- WHAT YOU NEED TO DO -
Only lines holding the string "table" are wanted; copy each one from the material.

- DATA SEGMENT -

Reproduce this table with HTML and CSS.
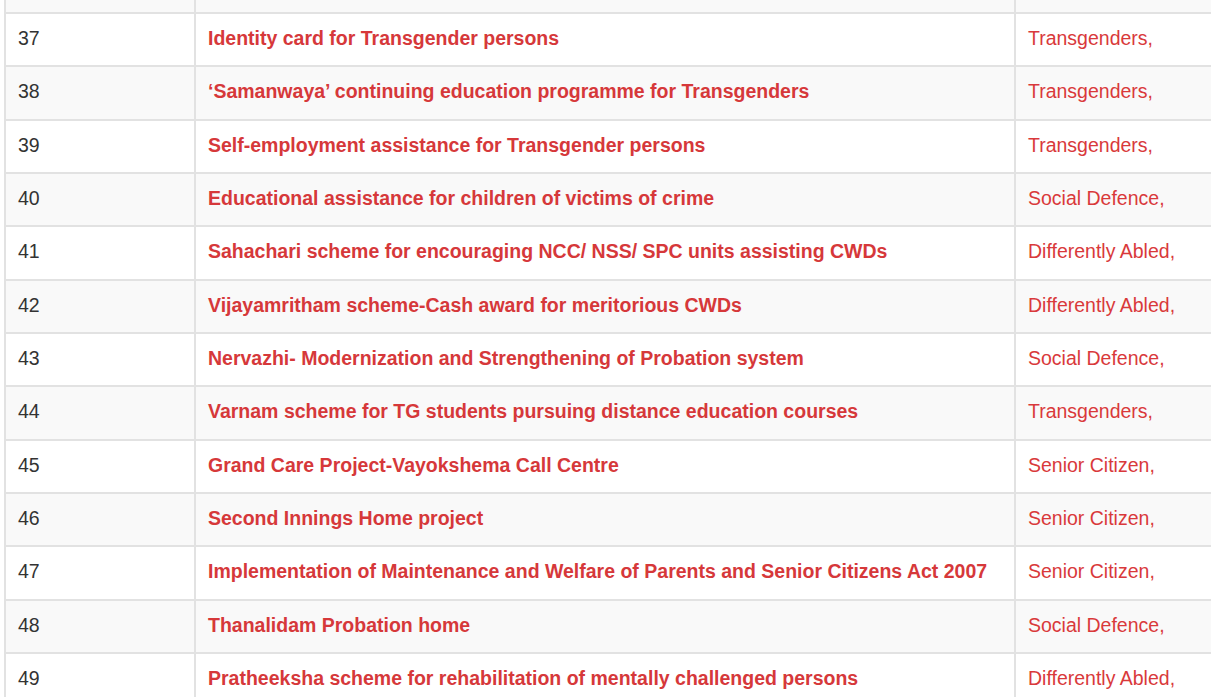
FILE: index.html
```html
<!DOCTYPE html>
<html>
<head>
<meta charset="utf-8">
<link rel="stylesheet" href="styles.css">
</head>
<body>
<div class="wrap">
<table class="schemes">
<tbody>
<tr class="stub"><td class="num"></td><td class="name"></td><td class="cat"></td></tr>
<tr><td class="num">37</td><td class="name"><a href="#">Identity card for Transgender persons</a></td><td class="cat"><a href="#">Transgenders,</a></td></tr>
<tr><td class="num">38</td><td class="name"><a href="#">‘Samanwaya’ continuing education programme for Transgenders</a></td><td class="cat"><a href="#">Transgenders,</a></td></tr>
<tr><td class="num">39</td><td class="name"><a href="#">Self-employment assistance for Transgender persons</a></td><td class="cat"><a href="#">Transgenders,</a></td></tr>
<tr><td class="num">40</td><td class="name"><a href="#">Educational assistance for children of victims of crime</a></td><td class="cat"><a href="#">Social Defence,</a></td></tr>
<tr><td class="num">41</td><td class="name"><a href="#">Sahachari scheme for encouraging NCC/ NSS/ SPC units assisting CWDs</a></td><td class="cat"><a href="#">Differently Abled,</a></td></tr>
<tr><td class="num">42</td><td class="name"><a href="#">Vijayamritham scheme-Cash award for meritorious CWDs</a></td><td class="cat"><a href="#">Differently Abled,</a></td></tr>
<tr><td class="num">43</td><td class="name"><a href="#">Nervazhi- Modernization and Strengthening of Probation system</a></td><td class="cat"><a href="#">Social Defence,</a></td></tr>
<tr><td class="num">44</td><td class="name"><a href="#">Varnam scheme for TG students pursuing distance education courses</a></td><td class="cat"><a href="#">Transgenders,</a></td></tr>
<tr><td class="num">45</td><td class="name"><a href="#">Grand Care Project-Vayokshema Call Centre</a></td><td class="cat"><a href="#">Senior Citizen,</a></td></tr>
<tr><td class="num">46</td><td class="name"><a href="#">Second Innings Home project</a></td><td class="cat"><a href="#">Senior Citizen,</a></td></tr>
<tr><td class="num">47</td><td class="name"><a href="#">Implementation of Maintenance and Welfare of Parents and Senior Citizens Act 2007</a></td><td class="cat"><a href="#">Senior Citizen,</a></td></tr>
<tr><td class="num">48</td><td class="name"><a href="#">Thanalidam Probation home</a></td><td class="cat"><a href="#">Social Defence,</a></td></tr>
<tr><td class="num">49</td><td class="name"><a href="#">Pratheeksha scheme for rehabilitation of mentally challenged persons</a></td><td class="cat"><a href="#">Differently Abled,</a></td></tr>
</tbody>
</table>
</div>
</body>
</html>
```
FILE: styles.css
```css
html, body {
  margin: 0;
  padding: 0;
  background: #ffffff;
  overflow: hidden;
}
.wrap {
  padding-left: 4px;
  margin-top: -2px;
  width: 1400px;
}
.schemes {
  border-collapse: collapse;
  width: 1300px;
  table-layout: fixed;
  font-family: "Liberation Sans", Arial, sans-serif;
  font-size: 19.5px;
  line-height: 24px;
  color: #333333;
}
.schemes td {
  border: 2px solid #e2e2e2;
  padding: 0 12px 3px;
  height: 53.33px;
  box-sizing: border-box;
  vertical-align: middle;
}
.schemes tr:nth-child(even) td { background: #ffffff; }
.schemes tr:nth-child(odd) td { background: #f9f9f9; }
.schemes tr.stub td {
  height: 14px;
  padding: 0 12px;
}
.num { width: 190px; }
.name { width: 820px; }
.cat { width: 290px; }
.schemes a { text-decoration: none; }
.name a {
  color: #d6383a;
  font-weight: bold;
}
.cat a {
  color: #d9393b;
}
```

- SOLUTION TO THIS PROBLEM -
Reproduce this table with HTML and CSS.
<table class="schemes">
</table>
  table-layout: fixed;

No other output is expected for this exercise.